With data being hailed as the new currency, we’re seen growing attention to data standards across regions and industries. Data standards govern what data is collected, how it is structured, and what that data means. When widely adopted across an industry, across regions, and across their interacting agents, standards play a foundational role in enabling users to unlock the value by enabling greater automation, delivering new insights, and facilitating more efficient collaboration. Moreover, in industries such as financial services, where trust, interoperability, and compliance are top of mind for customers, standardization can enable greater efficiency for ensuring compliance with information regulations and in preventing financial crime.

ISO 20022 is a machine-readable XML format that allows users to define tags and data types for each component of a message. It will increase the units of data for payment messages from just over 100 characters to approximately 9000 characters, significantly augmenting the amount of data that accompanies and provides context to a payment message. The expanded dictionary of data will enable messages to provide information related to payment roles (debtors, creditors, other agents), business processes (currency, execution and settlement dates, remittances), as well as descriptive data needed for business activities (purpose of payment, type of transaction). Adopting a common dictionary and a common standard is expected to introduce significant efficiencies for domains that manage payment processing systems and regulatory reporting, which have historically operated with vastly different standards and information formats. Herein lies another defining characteristic of ISO 20022: it can also act as an interoperability hub between different standards.

Benefits and current adoption

Of course, the value of standards can only be realized inasmuch as it is widely adopted. SWIFT has mandated that all banks leveraging SWIFT—that is, all actors sending and receiving wire payments—need to have adopted ISO 20022 by November 2022 for incoming wires, and by 2025 for outgoing wires. Regional rails, such as those in the UK, US, Canada, Australia, etc., are also following suit and developing mandates to incorporate ISO 20022 as part of their faster payment rails like low-value peer to peer and business transactions. According to SWIFT, already used by payment systems in over 70 countries, in the coming years it will be the de facto standard for high-value payment systems of all reserve currencies, supporting 80 percent of global volumes and 87percent of value transactions worldwide.

We’re also seeing many of our own customers incorporate ISO 20022 adoption as part of ongoing investments to modernize legacy systems across their data estate. Including ISO 20022 as part of a broader modernization strategy not only creates paths for financial services organizations to convert to the new standard, it opens opportunities for organizations to assess how to unlock the value of new, higher quality payments data.
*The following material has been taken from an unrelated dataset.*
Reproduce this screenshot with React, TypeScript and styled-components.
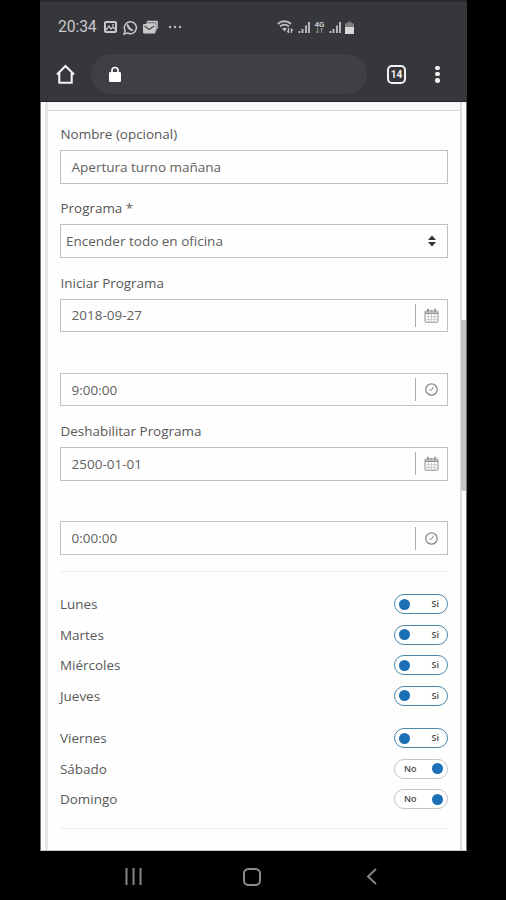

We’re seeing customers uncover opportunities for more transparency, more automation, and new services, all fueled by the richer intelligence encased in the ISO 20022 format—the benefits extend far beyond compliance.
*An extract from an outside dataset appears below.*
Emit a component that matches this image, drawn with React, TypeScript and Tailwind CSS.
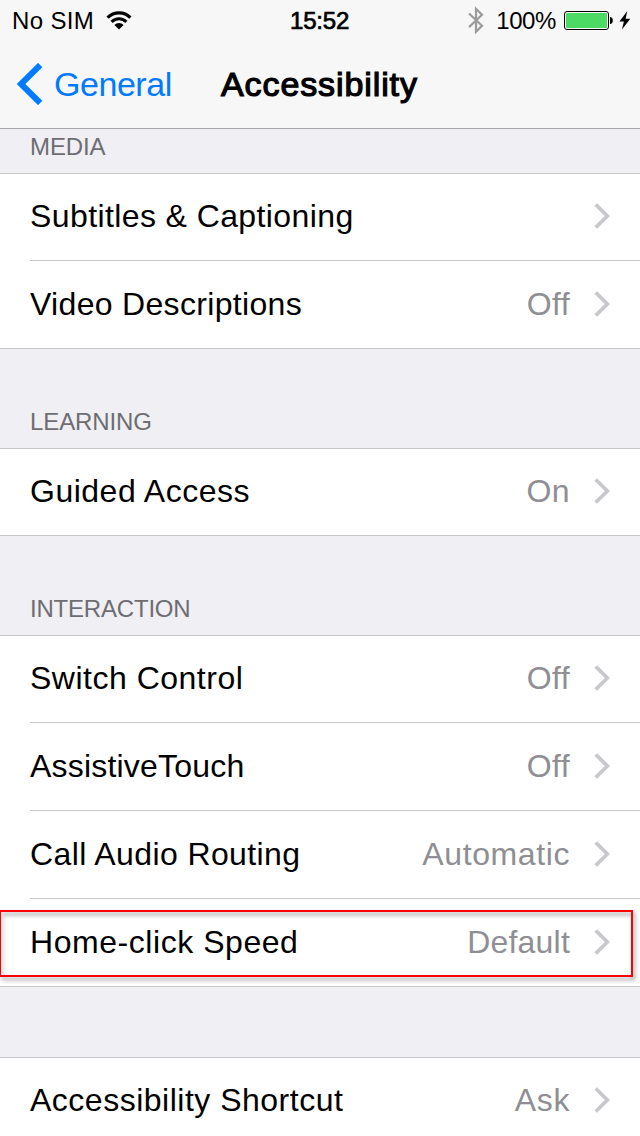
import React from 'react'
import clsx from 'clsx'

type Item = {
  label: string
  value?: string
  tracking: string
  valueTracking?: string
  highlighted?: boolean
}

type Section = {
  title?: string
  heading: string
  items: Item[]
}

const sections: Section[] = [
  {
    title: 'MEDIA',
    heading: 'h-[44px] tracking-[-0.1px]',
    items: [
      { label: 'Subtitles & Captioning', tracking: 'tracking-[0.4px]' },
      {
        label: 'Video Descriptions',
        value: 'Off',
        tracking: 'tracking-[0.32px]',
        valueTracking: 'tracking-[0.4px]',
      },
    ],
  },
  {
    title: 'LEARNING',
    heading: 'h-[99px] tracking-[-0.1px]',
    items: [
      {
        label: 'Guided Access',
        value: 'On',
        tracking: 'tracking-[0.5px]',
        valueTracking: 'tracking-[0.4px]',
      },
    ],
  },
  {
    title: 'INTERACTION',
    heading: 'h-[99px] tracking-[-0.2px]',
    items: [
      {
        label: 'Switch Control',
        value: 'Off',
        tracking: 'tracking-[0.5px]',
        valueTracking: 'tracking-[0.4px]',
      },
      {
        label: 'AssistiveTouch',
        value: 'Off',
        tracking: 'tracking-[0.2px]',
        valueTracking: 'tracking-[0.4px]',
      },
      {
        label: 'Call Audio Routing',
        value: 'Automatic',
        tracking: 'tracking-[0.4px]',
        valueTracking: 'tracking-[0.6px]',
      },
      {
        label: 'Home-click Speed',
        value: 'Default',
        tracking: 'tracking-[0.55px]',
        valueTracking: 'tracking-[0.2px]',
        highlighted: true,
      },
    ],
  },
  {
    heading: 'h-[70px]',
    items: [
      {
        label: 'Accessibility Shortcut',
        value: 'Ask',
        tracking: 'tracking-[0.5px]',
        valueTracking: 'tracking-[0.6px]',
      },
    ],
  },
]

const WifiIcon: React.FC = () => (
  <svg className="w-[26px] h-[20px]" viewBox="0 0 26 20" fill="none">
    <path d="M1.6 6.6a16 16 0 0 1 22.8 0" stroke="#000" strokeWidth="3.2" />
    <path d="M5.6 10.9a10.4 10.4 0 0 1 14.8 0" stroke="#000" strokeWidth="3" />
    <path d="M8.4 14a6.4 6.4 0 0 1 9.2 0L13 18.6Z" fill="#000" />
  </svg>
)

const BluetoothIcon: React.FC = () => (
  <svg className="w-[16px] h-[28px]" viewBox="0 0 16 28" fill="none">
    <path
      d="M1 7.5 14 19.8 8 25.8V2.8L14 8.8 1 21.1"
      stroke="#9b9b9b"
      strokeWidth="2.2"
    />
  </svg>
)

const BatteryIcon: React.FC = () => (
  <svg className="w-[49px] h-[19px]" viewBox="0 0 49 19" fill="none">
    <rect x="0.5" y="0.5" width="44" height="18" rx="2.5" stroke="#000" />
    <rect x="2" y="2" width="41" height="15" rx="1" fill="#4cd964" />
    <path d="M46 6c1.8 0 2.8 1.5 2.8 3.5S47.8 13 46 13Z" fill="#000" />
  </svg>
)

const BoltIcon: React.FC = () => (
  <svg className="w-[12px] h-[19px]" viewBox="0 0 12 19">
    <path d="M8.3 0 .4 10.5h4.5L2.9 18.5 11.3 7.7H6.6Z" fill="#000" />
  </svg>
)

const Chevron: React.FC = () => (
  <svg className="w-[16px] h-[26px]" viewBox="0 0 16 26" fill="none">
    <path d="M1.7 1.5 13.4 13 1.7 24.5" stroke="#c7c7cc" strokeWidth="3.8" />
  </svg>
)

const StatusBar: React.FC = () => (
  <div className="h-10 pl-3 pr-[9px] grid grid-cols-[278px_1fr_auto] items-center text-2xl leading-[38px]">
    <div className="flex items-center gap-3">
      <span className="pt-0.5 tracking-[0.35px]">No SIM</span>
      <span className="pt-0.5">
        <WifiIcon />
      </span>
    </div>
    <span className="pt-0.5 tracking-[-0.2px] [-webkit-text-stroke:0.7px_black]">
      15:52
    </span>
    <div className="flex items-center">
      <BluetoothIcon />
      <span className="pt-0.5 ml-3 mr-[8px] tracking-[-0.4px]">100%</span>
      <BatteryIcon />
      <span className="ml-[6px]">
        <BoltIcon />
      </span>
    </div>
  </div>
)

const NavBar: React.FC = () => (
  <div className="h-[88px] pl-4 flex items-center text-[34px] leading-[88px]">
    <button className="w-[205px] flex items-center text-[#007aff]">
      <svg className="w-[27px] h-[42px] mr-[11px]" viewBox="0 0 27 42" fill="none">
        <path d="M24.2 2 5 21 24.2 40" stroke="#007aff" strokeWidth="6" />
      </svg>
      <span className="tracking-[-0.45px]">General</span>
    </button>
    <h1 className="tracking-[0.9px] [-webkit-text-stroke:1.2px_black]">
      Accessibility
    </h1>
  </div>
)

const Row: React.FC<{ item: Item }> = ({ item }) => (
  <div className="group relative pl-[30px] h-[88px] first:h-[87px] border-[#c8c7cc] last:border-b">
    <div className="h-full pr-[30px] flex items-end border-b border-[#c8c7cc] group-last:border-b-0 text-[32px] leading-[87px]">
      <span className={clsx('flex-1', item.tracking)}>{item.label}</span>
      <span className={clsx('mr-6 text-[#8e8e93]', item.valueTracking)}>
        {item.value}
      </span>
      <span className="mb-[31px]">
        <Chevron />
      </span>
    </div>
    {item.highlighted && (
      <div className="absolute left-0 top-[11px] w-[633px] h-[67px] border-2 border-l border-[#ff0000] drop-shadow-[2px_3px_2px_rgba(0,0,0,0.45)]"></div>
    )}
  </div>
)

const App: React.FC = () => {
  return (
    <div className="w-[640px] h-[1136px] overflow-hidden bg-[#efeff4] text-black font-['Liberation_Sans',Arial,sans-serif]">
      <header className="h-[129px] bg-[#f7f7f7] border-b border-[#a7a7aa]">
        <StatusBar />
        <NavBar />
      </header>
      {sections.map((section) => (
        <section key={section.items[0].label}>
          <div
            className={clsx(
              'pl-[30px] pb-3 flex items-end text-2xl leading-7 text-[#6d6d72]',
              section.heading
            )}
          >
            {section.title}
          </div>
          <div className="bg-white border-t border-[#c8c7cc]">
            {section.items.map((item) => (
              <Row key={item.label} item={item} />
            ))}
          </div>
        </section>
      ))}
    </div>
  )
}

export default App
We can group the benefits of ISO 20022 adoption into three areas: enabling automation, improving compliance and fraud prevention, and improved customer insights.
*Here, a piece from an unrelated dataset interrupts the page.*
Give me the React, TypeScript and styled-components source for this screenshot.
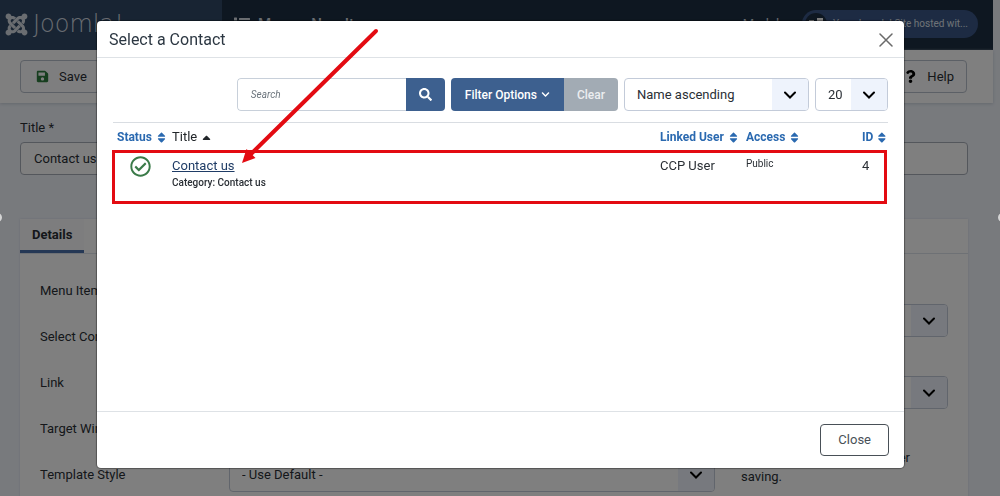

By standardizing how data is structured and collected, payment agents can streamline invoice and payment processing, requiring fewer manual interventions and enabling faster payment reporting. This can provide value in many ways, automated supplier and buyer invoicing, automated AR and PR reconciliation, AI-enabled repair automation, and accelerated mortgage closing processes, to name a few examples.

In the realm of compliance and fraud detection, standardized data, along with more granular payment data, can provide more information for evolving fraud detection models and streamlining compliance reporting. For instance, customers can leverage new ISO payment information for enhanced rules management and improved root cause analysis.

Finally, with richer intelligence, customers are uncovering new depths of customer insights and analytics around payment activity. Our customers can refine with even greater granularity customer profiles, track activities, and anticipate customer needs or behavior using advanced analytics. Furthermore, managing ISO payments data on a trusted platform, as provided by Microsoft and its partners, can provide competitive analytics while keeping customer data where it belongs and preserving privacy for all parties.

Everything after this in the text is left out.